The exercise asks you to copy every line below in which "this" appears.

----------------------------------------

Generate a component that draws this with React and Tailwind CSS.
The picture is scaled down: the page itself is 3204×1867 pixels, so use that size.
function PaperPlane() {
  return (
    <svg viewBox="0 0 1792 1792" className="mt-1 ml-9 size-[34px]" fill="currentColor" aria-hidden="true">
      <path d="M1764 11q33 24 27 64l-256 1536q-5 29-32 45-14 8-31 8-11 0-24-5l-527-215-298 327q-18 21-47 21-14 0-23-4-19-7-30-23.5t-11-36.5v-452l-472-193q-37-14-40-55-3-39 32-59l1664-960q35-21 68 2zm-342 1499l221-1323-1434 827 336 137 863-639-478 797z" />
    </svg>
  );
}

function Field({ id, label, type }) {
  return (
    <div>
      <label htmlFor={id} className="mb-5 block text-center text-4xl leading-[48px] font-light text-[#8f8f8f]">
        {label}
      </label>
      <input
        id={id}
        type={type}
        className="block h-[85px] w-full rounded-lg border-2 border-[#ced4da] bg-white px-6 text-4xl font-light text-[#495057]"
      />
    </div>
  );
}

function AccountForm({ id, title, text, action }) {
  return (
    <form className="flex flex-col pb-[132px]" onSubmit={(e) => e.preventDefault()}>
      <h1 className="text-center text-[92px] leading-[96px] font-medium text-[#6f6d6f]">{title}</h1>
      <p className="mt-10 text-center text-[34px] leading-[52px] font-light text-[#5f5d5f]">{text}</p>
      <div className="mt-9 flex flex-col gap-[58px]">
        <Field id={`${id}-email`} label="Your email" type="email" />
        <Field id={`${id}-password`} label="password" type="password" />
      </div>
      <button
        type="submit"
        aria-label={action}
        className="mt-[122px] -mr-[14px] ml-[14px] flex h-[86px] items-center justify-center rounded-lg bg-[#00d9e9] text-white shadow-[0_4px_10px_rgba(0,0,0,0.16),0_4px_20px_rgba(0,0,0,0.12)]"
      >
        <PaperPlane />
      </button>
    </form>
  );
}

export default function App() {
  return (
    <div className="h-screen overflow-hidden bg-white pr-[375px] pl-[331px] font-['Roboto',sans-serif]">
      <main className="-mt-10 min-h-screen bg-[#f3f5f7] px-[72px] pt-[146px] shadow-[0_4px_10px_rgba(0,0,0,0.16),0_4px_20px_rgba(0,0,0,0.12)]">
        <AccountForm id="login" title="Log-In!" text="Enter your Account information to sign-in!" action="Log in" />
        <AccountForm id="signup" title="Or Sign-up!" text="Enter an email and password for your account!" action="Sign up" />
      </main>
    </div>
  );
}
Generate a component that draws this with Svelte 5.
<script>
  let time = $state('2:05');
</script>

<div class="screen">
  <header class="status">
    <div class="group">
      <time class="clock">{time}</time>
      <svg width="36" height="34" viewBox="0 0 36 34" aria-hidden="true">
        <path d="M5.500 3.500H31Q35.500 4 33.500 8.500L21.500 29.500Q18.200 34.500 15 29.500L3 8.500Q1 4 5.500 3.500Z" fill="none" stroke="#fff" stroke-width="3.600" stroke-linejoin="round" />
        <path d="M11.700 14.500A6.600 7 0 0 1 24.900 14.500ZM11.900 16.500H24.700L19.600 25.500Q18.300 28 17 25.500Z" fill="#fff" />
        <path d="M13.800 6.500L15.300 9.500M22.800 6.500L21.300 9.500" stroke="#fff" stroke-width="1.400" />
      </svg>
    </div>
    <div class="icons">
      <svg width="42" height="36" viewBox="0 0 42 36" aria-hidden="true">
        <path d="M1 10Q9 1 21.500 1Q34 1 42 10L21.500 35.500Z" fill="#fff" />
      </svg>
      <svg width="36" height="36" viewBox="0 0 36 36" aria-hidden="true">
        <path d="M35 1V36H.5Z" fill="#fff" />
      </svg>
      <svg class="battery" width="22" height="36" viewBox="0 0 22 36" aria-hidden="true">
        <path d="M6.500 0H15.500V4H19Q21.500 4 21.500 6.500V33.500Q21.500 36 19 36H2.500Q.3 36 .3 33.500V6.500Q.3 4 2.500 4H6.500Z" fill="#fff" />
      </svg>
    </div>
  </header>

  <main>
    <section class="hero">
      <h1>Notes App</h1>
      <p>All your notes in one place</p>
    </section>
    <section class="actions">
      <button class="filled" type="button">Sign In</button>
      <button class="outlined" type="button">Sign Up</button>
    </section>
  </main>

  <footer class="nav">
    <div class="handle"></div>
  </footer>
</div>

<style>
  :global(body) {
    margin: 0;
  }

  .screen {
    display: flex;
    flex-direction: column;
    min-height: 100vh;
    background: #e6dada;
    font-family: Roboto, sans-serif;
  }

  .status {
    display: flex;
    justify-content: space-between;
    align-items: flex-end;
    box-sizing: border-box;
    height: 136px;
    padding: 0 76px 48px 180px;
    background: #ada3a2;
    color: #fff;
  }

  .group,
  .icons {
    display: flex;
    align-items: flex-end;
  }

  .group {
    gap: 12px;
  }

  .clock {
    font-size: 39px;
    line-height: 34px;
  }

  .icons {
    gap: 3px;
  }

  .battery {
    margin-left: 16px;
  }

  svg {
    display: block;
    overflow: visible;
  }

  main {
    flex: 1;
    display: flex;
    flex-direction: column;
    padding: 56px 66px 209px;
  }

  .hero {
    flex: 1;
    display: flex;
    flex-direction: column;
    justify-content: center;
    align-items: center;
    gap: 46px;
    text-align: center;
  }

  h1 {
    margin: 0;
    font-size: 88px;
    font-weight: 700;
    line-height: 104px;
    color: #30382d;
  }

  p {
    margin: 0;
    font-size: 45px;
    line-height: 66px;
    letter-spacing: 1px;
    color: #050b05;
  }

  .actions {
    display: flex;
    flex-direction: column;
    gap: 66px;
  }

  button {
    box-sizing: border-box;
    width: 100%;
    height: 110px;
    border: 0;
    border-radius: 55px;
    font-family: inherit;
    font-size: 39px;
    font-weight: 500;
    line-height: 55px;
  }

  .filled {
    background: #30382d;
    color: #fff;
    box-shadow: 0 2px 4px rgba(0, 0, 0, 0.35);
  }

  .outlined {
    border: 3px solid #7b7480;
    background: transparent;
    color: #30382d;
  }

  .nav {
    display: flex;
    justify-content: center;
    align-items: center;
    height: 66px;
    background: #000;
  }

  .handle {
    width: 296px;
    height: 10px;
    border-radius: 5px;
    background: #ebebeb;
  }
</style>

----------------------------------------

Complete answer:
Generate a component that draws this with React and Tailwind CSS.
Generate a component that draws this with Svelte 5.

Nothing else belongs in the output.